Sweden and Finland’s NATO membership will not dramatically change regional balance of power, and it does not mean that Russia would not be able to establish relations with them. The best example in this matter is Russia-Türkiye relations. Although Türkiye is a NATO member, close relations are established between Moscow and Ankara. Thus, Moscow's relations with Stockholm and Helsinki depend on the type of relationship they will establish with NATO. Because, as stated by Aleksandr Kortunov, Director General of the Russian International Affairs Council, at least two different "NATO membership models" have developed among Northern European countries today. The first is the “Baltic model” developed between countries such as Poland, Estonia, Lithuania and Latvia. As these countries constantly feel threatened by Russia, they are ready to strengthen NATO's Eastern flank and become the Alliance's outpost. The second is the "Scandinavian model" followed by countries such as Norway and Iceland. These countries, on the one hand, carry out active bilateral cooperation with Russia; on the other hand, display a measured attitude towards NATO's activities on their own soil.

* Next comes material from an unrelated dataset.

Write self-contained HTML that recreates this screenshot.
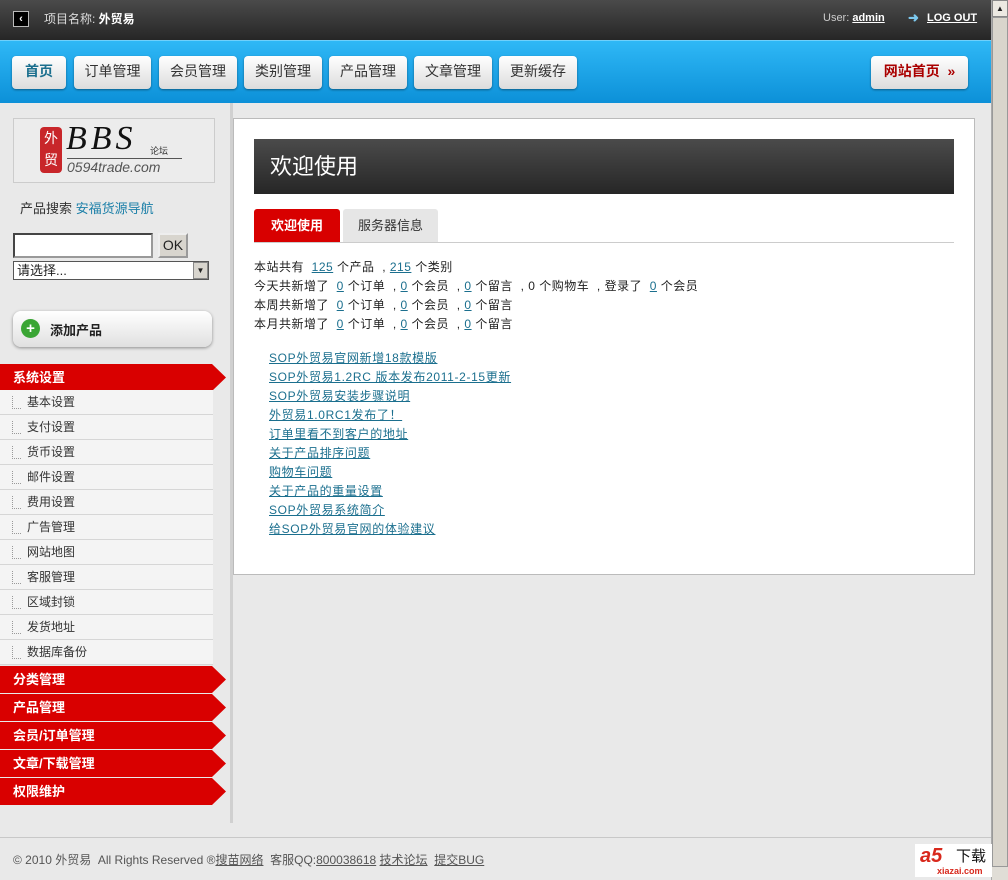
<!DOCTYPE html>
<html><head><meta charset="utf-8"><style>
*{margin:0;padding:0;box-sizing:border-box}
body{width:1008px;height:880px;overflow:hidden;background:#e9e9e9;font-family:"Liberation Sans","Noto Sans CJK SC",sans-serif;font-size:12px;color:#222;position:relative}
.abs{position:absolute}
#top{left:0;top:0;width:992px;height:40px;background:linear-gradient(#4a4a4a,#262626)}
#nav{left:0;top:40px;width:992px;height:63px;background:linear-gradient(#2fb8f6,#0c90d8);border-top:1px solid #6fd0fb}
.btn{position:absolute;top:15px;height:33px;background:linear-gradient(#fff,#dcdcdc);border-radius:4px;box-shadow:0 1px 2px rgba(0,0,0,.4);font-size:14px;line-height:31px;text-align:center;color:#333}
.side-item{position:absolute;left:0;width:213px;height:25px;background:#f4f4f4;border-bottom:1px solid #d6d6d6;line-height:24px;padding-left:27px;font-size:12px;color:#333}
.side-item:before{content:"";position:absolute;left:12px;top:6px;width:8px;height:12px;border-left:1px dotted #999;border-bottom:1px dotted #999}
.red{position:absolute;left:0;width:226px;height:27px;background:#d90000;clip-path:polygon(0 0,212px 0,226px 50%,212px 100%,0 100%);color:#fff;font-weight:bold;font-size:13px;line-height:27px;padding-left:13px}
a{color:#1b6f8e;text-decoration:underline}
.stats{left:254px;top:258px;line-height:19px;font-size:12px;letter-spacing:0.5px;white-space:nowrap}
.links{left:269px;top:349px;line-height:19px;font-size:12px;letter-spacing:0.65px;white-space:nowrap}
.links a{display:block}
</style></head><body>
<div id="top" class="abs">
 <div class="abs" style="left:13px;top:11px;width:16px;height:16px;background:#000;border:1px solid #bbb;color:#fff;font-size:11px;line-height:14px;text-align:center;font-weight:bold">‹</div>
 <div class="abs" style="left:44px;top:10px;color:#ddd;font-size:12px">项目名称: <b style="color:#fff">外贸易</b></div>
 <div class="abs" style="left:823px;top:12px;color:#ccc;font-size:11px">User: <b style="color:#fff;text-decoration:underline">admin</b></div>
 <div class="abs" style="left:908px;top:10px;color:#7cc8ee;font-size:13px;font-weight:bold">➜</div>
 <div class="abs" style="left:927px;top:12px;color:#fff;font-size:11px;font-weight:bold;text-decoration:underline">LOG OUT</div>
</div>
<div id="nav" class="abs">
 <div class="btn" style="left:12px;width:54px;color:#1b6f8e;font-weight:bold">首页</div>
 <div class="btn" style="left:74px;width:77px">订单管理</div>
 <div class="btn" style="left:159px;width:78px">会员管理</div>
 <div class="btn" style="left:244px;width:78px">类别管理</div>
 <div class="btn" style="left:329px;width:78px">产品管理</div>
 <div class="btn" style="left:414px;width:78px">文章管理</div>
 <div class="btn" style="left:499px;width:78px">更新缓存</div>
 <div class="btn" style="left:871px;width:97px;color:#a00;font-weight:bold">网站首页 &nbsp;»</div>
</div>
<div class="abs" style="left:991px;top:0;width:17px;height:880px;background:#e0ddd6;border-left:1px solid #aaa"></div>
<div class="abs" style="left:992px;top:0;width:16px;height:17px;background:#ece9e2;border:1px solid #888;font-size:8px;text-align:center;line-height:15px">▲</div>
<div class="abs" style="left:992px;top:17px;width:16px;height:850px;background:#d9d5cc;border:1px solid #999"></div>
<div class="abs" style="left:13px;top:118px;width:202px;height:65px;background:#ececec;border:1px solid #ccc"></div>
<div class="abs" style="left:40px;top:127px;width:22px;height:46px;background:#c8262a;border-radius:4px;color:#fff;font-size:14px;line-height:22px;text-align:center">外贸</div>
<div class="abs" style="left:66px;top:120px;font-family:'Liberation Serif',serif;font-style:italic;font-size:34px;letter-spacing:4px;color:#111">BBS</div>
<div class="abs" style="left:150px;top:144px;font-size:9px;color:#333">论坛</div>
<div class="abs" style="left:67px;top:158px;font-style:italic;font-size:14px;color:#555;border-top:1px solid #555;width:115px">0594trade.com</div>
<div class="abs" style="left:20px;top:198px;font-size:13px;color:#333">产品搜索 <span style="color:#1b7fa8">安福货源导航</span></div>
<div class="abs" style="left:13px;top:233px;width:140px;height:25px;background:#fff;border:2px inset #999"></div>
<div class="abs" style="left:158px;top:233px;width:30px;height:25px;background:#d8d5ce;border:2px outset #eee;font-size:14px;text-align:center;line-height:21px">OK</div>
<div class="abs" style="left:13px;top:261px;width:196px;height:19px;background:#fff;border:1px solid #555;font-size:13px;line-height:17px;padding-left:3px">请选择...</div>
<div class="abs" style="left:193px;top:262px;width:15px;height:17px;background:#d8d5ce;border:1px solid #888;font-size:8px;text-align:center;line-height:15px">▼</div>
<div class="abs" style="left:13px;top:311px;width:199px;height:36px;background:linear-gradient(#fff,#e0e0e0);border-radius:8px;box-shadow:0 1px 3px rgba(0,0,0,.4)"></div>
<div class="abs" style="left:21px;top:319px;width:19px;height:19px;border-radius:50%;background:#3aa534;color:#fff;font-weight:bold;text-align:center;line-height:19px;font-size:15px">+</div>
<div class="abs" style="left:50px;top:320px;font-weight:bold;font-size:13px">添加产品</div>
<div class="red" style="top:364px">系统设置</div>
<div class="side-item" style="top:390px">基本设置</div>
<div class="side-item" style="top:415px">支付设置</div>
<div class="side-item" style="top:440px">货币设置</div>
<div class="side-item" style="top:465px">邮件设置</div>
<div class="side-item" style="top:490px">费用设置</div>
<div class="side-item" style="top:515px">广告管理</div>
<div class="side-item" style="top:540px">网站地图</div>
<div class="side-item" style="top:565px">客服管理</div>
<div class="side-item" style="top:590px">区域封锁</div>
<div class="side-item" style="top:615px">发货地址</div>
<div class="side-item" style="top:640px">数据库备份</div>
<div class="red" style="top:666px">分类管理</div>
<div class="red" style="top:694px">产品管理</div>
<div class="red" style="top:722px">会员/订单管理</div>
<div class="red" style="top:750px">文章/下载管理</div>
<div class="red" style="top:778px">权限维护</div>
<div class="abs" style="left:230px;top:103px;width:3px;height:720px;background:#d0d0d0"></div>
<div class="abs" style="left:233px;top:118px;width:742px;height:457px;background:#fff;border:1px solid #bbb"></div>
<div class="abs" style="left:254px;top:139px;width:700px;height:55px;background:linear-gradient(#4b4b4b,#262626);color:#fff;font-size:22px;line-height:55px;padding-left:16px">欢迎使用</div>
<div class="abs" style="left:254px;top:209px;width:86px;height:33px;background:#d80000;border-radius:3px 3px 0 0;color:#fff;font-weight:bold;font-size:13px;line-height:33px;text-align:center">欢迎使用</div>
<div class="abs" style="left:343px;top:209px;width:95px;height:33px;background:#e6e6e6;border-radius:3px 3px 0 0;font-size:13px;line-height:33px;text-align:center;color:#333">服务器信息</div>
<div class="abs" style="left:254px;top:242px;width:700px;height:1px;background:#ccc"></div>
<div class="abs stats">
本站共有 &nbsp;<a>125</a> 个产品 &nbsp;, <a>215</a> 个类别<br>
今天共新增了 &nbsp;<a>0</a> 个订单 &nbsp;, <a>0</a> 个会员 &nbsp;, <a>0</a> 个留言 &nbsp;, 0 个购物车 &nbsp;, 登录了 &nbsp;<a>0</a> 个会员<br>
本周共新增了 &nbsp;<a>0</a> 个订单 &nbsp;, <a>0</a> 个会员 &nbsp;, <a>0</a> 个留言<br>
本月共新增了 &nbsp;<a>0</a> 个订单 &nbsp;, <a>0</a> 个会员 &nbsp;, <a>0</a> 个留言
</div>
<div class="abs links">
<a>SOP外贸易官网新增18款模版</a><a>SOP外贸易1.2RC 版本发布2011-2-15更新</a><a>SOP外贸易安装步骤说明</a><a>外贸易1.0RC1发布了！</a><a>订单里看不到客户的地址</a><a>关于产品排序问题</a><a>购物车问题</a><a>关于产品的重量设置</a><a>SOP外贸易系统简介</a><a>给SOP外贸易官网的体验建议</a>
</div>
<div class="abs" style="left:0;top:837px;width:991px;height:1px;background:#c8c8c8"></div>
<div class="abs" style="left:13px;top:851px;font-size:12px;color:#555">© 2010 外贸易 &nbsp;All Rights Reserved ®<u>搜苗网络</u> &nbsp;客服QQ:<u>800038618</u> <u>技术论坛</u> &nbsp;<u>提交BUG</u></div>
<div class="abs" style="left:915px;top:844px;width:77px;height:33px;background:#fff"></div>
<div class="abs" style="left:920px;top:845px;color:#d8281c;font-weight:bold;font-size:20px;font-style:italic;line-height:22px">a5</div>
<div class="abs" style="left:956px;top:848px;font-size:15px;color:#111;line-height:18px">下载</div>
<div class="abs" style="left:937px;top:866px;font-size:9px;color:#d8281c;font-weight:bold">xiazai.com</div>
</body></html>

As a result, it seems that the tension in the region depends on what membership model Sweden and Finland would choose. The main factor that will determine their option is Russia's policy towards its neighbours. If Russia continues its aggressive policy, as it has done so far, the risk of conflict in the region will increase; if the country opts to change its attitude and begins to develop friendly relations with its neighbours, these states will no longer perceive Moscow as an enemy. To achieve this, Russia must first of all stop the war in Ukraine. However, at this stage, it would be wise for us not to except such outcome.